Bandpass Filtering: The Bandpass Filter (such as ceramic or Surface Acoustic Wave (SAW) filters) built into the antenna is designed with very steep attenuation curves. They precisely allow only the target frequency (e.g., the narrow 1575 MHz band for GPS) to pass through.
Anti-Interference Capability: This effectively suppresses strong interfering signals outside the passband, ensuring signal purity and being critical for the car's GNSS module to quickly and accurately lock onto satellites.
Connection and Installation: Engineering Considerations Behind Ease of Use
Connector and Cable Selection
Connectors: Vehicle suction mount antennas often use SMA or Fakra connectors. The Fakra connector, with its anti-vibration locking mechanism and color-coding, has become the connection standard in the automotive industry, ensuring connection stability and correctness.
Cable: Flexible coaxial cables like RG-174 are commonly used, which facilitates routing within the vehicle. While RG-174 has slightly higher loss than larger diameter cables, the presence of the LNA is often sufficient to compensate for this loss.

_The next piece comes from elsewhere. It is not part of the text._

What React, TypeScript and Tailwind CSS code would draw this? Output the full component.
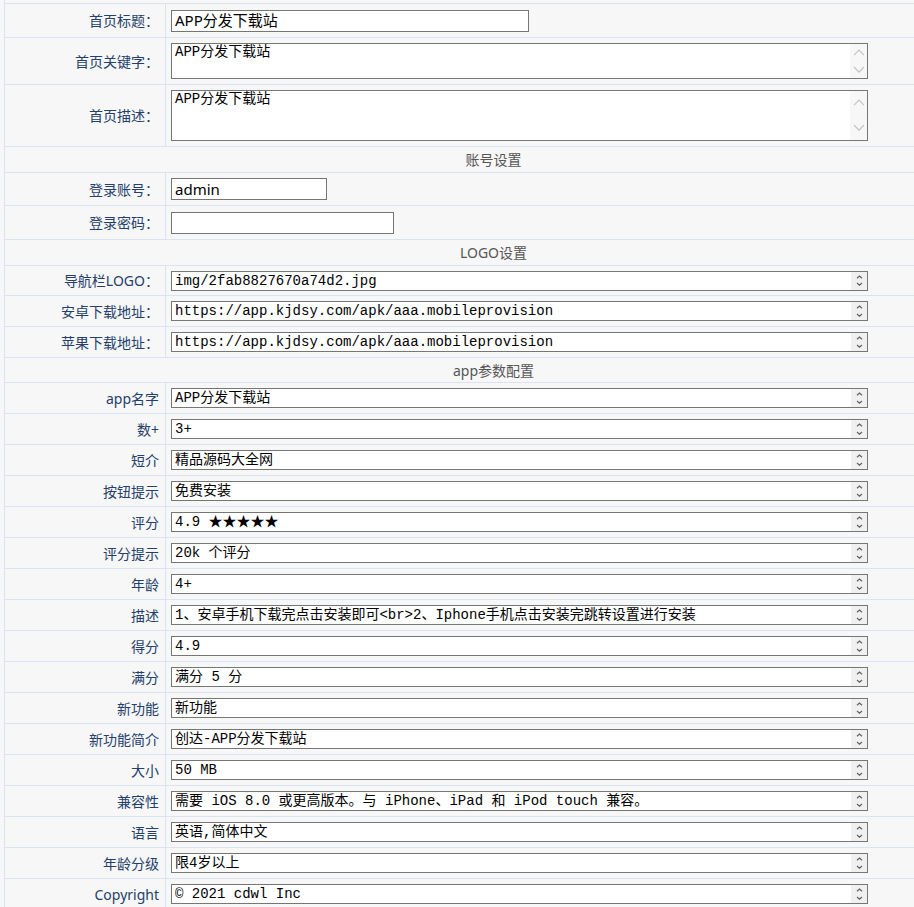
import type { ReactNode } from 'react';

const LABEL_FONT = { fontFamily: '"Noto Sans", "Noto Sans CJK SC", sans-serif' };
const MONO_FONT = { fontFamily: '"Liberation Mono", "Noto Sans CJK SC", monospace' };

interface AppParam {
  label: string;
  value: string;
}

const appParams: AppParam[] = [
  { label: 'app名字', value: 'APP分发下载站' },
  { label: '数+', value: '3+' },
  { label: '短介', value: '精品源码大全网' },
  { label: '按钮提示', value: '免费安装' },
  { label: '评分', value: '4.9 ★★★★★' },
  { label: '评分提示', value: '20k 个评分' },
  { label: '年龄', value: '4+' },
  { label: '描述', value: '1、安卓手机下载完点击安装即可<br>2、Iphone手机点击安装完跳转设置进行安装' },
  { label: '得分', value: '4.9' },
  { label: '满分', value: '满分 5 分' },
  { label: '新功能', value: '新功能' },
  { label: '新功能简介', value: '创达-APP分发下载站' },
  { label: '大小', value: '50 MB' },
  { label: '兼容性', value: '需要 iOS 8.0 或更高版本。与 iPhone、iPad 和 iPod touch 兼容。' },
  { label: '语言', value: '英语,简体中文' },
  { label: '年龄分级', value: '限4岁以上' },
  { label: 'Copyright', value: '© 2021 cdwl Inc' },
];

function Chevron({ up, size, color }: { up: boolean; size: number; color: string }) {
  const h = size * 0.6;
  return (
    <svg width={size} height={h} viewBox={`0 0 ${size} ${h}`} fill="none">
      <path
        d={up ? `M1 ${h - 1} L${size / 2} 1 L${size - 1} ${h - 1}` : `M1 1 L${size / 2} ${h - 1} L${size - 1} 1`}
        stroke={color}
        strokeWidth="1.2"
      />
    </svg>
  );
}

// textarea look-alike with the scrollbar arrows at the right
function Area({ value, tall }: { value: string; tall?: 'md' | 'lg' }) {
  const height = tall === 'lg' ? 'h-[51px]' : tall === 'md' ? 'h-[36px]' : 'h-[20px]';
  const big = tall === 'lg' || tall === 'md';
  return (
    <div className={`flex w-[697px] ${height} border border-[#767676] bg-white`}>
      <div
        className={`flex-1 overflow-hidden whitespace-nowrap pl-[3px] text-[14px] leading-[17px] text-black ${big ? '' : 'pt-[1px]'}`}
        style={MONO_FONT}
      >
        {value}
      </div>
      {big ? (
        <div className={`flex w-[17px] flex-col items-center justify-between bg-[#f7f7f7] ${tall === 'lg' ? 'pt-[8px] pb-[9px]' : 'py-[5px]'}`}>
          <Chevron up size={12} color="#c3c3c3" />
          <Chevron up={false} size={12} color="#c3c3c3" />
        </div>
      ) : (
        <div className="flex w-[16px] flex-col items-center justify-center gap-[3px] bg-[#f0f0f0]">
          <Chevron up size={7} color="#606060" />
          <Chevron up={false} size={7} color="#606060" />
        </div>
      )}
    </div>
  );
}

function TextInput({ value, width }: { value: string; width: string }) {
  return (
    <div className={`flex h-[22px] ${width} items-center border border-[#767676] bg-white pl-[3px] text-[15px] text-black`} style={LABEL_FONT}>
      {value}
    </div>
  );
}

function Row({ label, height, children }: { label: string; height: string; children: ReactNode }) {
  return (
    <div className={`flex ${height} border-b border-[#d9e3f3]`}>
      <div
        className="flex w-[161px] shrink-0 items-center justify-end border-r border-[#d9e3f3] pr-[6px] text-[14px] text-[#24406a]"
        style={LABEL_FONT}
      >
        {label}
      </div>
      <div className="flex flex-1 items-center pl-[5px]">{children}</div>
    </div>
  );
}

function Section({ title, height }: { title: string; height: string }) {
  return (
    <div className={`flex ${height} items-center justify-center border-b border-[#d9e3f3] text-[14px] text-[#555]`} style={LABEL_FONT}>
      {title}
    </div>
  );
}

export default function App() {
  return (
    <div className="h-[907px] w-[914px] overflow-hidden bg-[#f7f7f7]">
      <div className="ml-[4px] w-[978px] border-l border-[#d9e3f3]">
        <div className="h-[4px] border-b border-[#d9e3f3]" />

        <Row label="首页标题：" height="h-[34px]">
          <TextInput value="APP分发下载站" width="w-[358px]" />
        </Row>
        <Row label="首页关键字：" height="h-[47px]">
          <Area value="APP分发下载站" tall="md" />
        </Row>
        <Row label="首页描述：" height="h-[62px]">
          <Area value="APP分发下载站" tall="lg" />
        </Row>

        <Section title="账号设置" height="h-[26px]" />
        <Row label="登录账号：" height="h-[33px]">
          <TextInput value="admin" width="w-[156px]" />
        </Row>
        <Row label="登录密码：" height="h-[34px]">
          <TextInput value="" width="w-[223px]" />
        </Row>

        <Section title="LOGO设置" height="h-[26px]" />
        <Row label="导航栏LOGO：" height="h-[30px]">
          <Area value="img/2fab8827670a74d2.jpg" />
        </Row>
        <Row label="安卓下载地址：" height="h-[31px]">
          <Area value="https://app.kjdsy.com/apk/aaa.mobileprovision" />
        </Row>
        <Row label="苹果下载地址：" height="h-[31px]">
          <Area value="https://app.kjdsy.com/apk/aaa.mobileprovision" />
        </Row>

        <Section title="app参数配置" height="h-[25px]" />
        {appParams.map((p) => (
          <Row key={p.label} label={p.label} height="h-[31px]">
            <Area value={p.value} />
          </Row>
        ))}
      </div>
    </div>
  );
}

Ease of Use and Reliability
No-Drill Installation: Suction and magnetic mount designs avoid permanent alteration of the car body, preserving the vehicle's integrity.
Mechanical Stability: High-quality suction mount antennas are designed with consideration for vibration resistance and wind resistance, ensuring secure attachment and continuous reception even during high-speed driving or under severe weather conditions.
Conclusion: Choosing a Suction Mount Antenna Means Choosing Optimized System Performance
The vehicle suction mount antenna represents a successful optimization of RF engineering in consumer applications. It achieves this by:
Ingeniously utilizing the car's metal structure as a super Electrical Ground Plane.
Integrating high-performance LNA and filters.
Combining with an easy-to-install physical structure.
Ultimately, it achieves efficient reception of weak signals and powerful suppression of in-vehicle interference within a limited space. It is not just a product, but a prime example of modern communication systems balancing performance with practicality.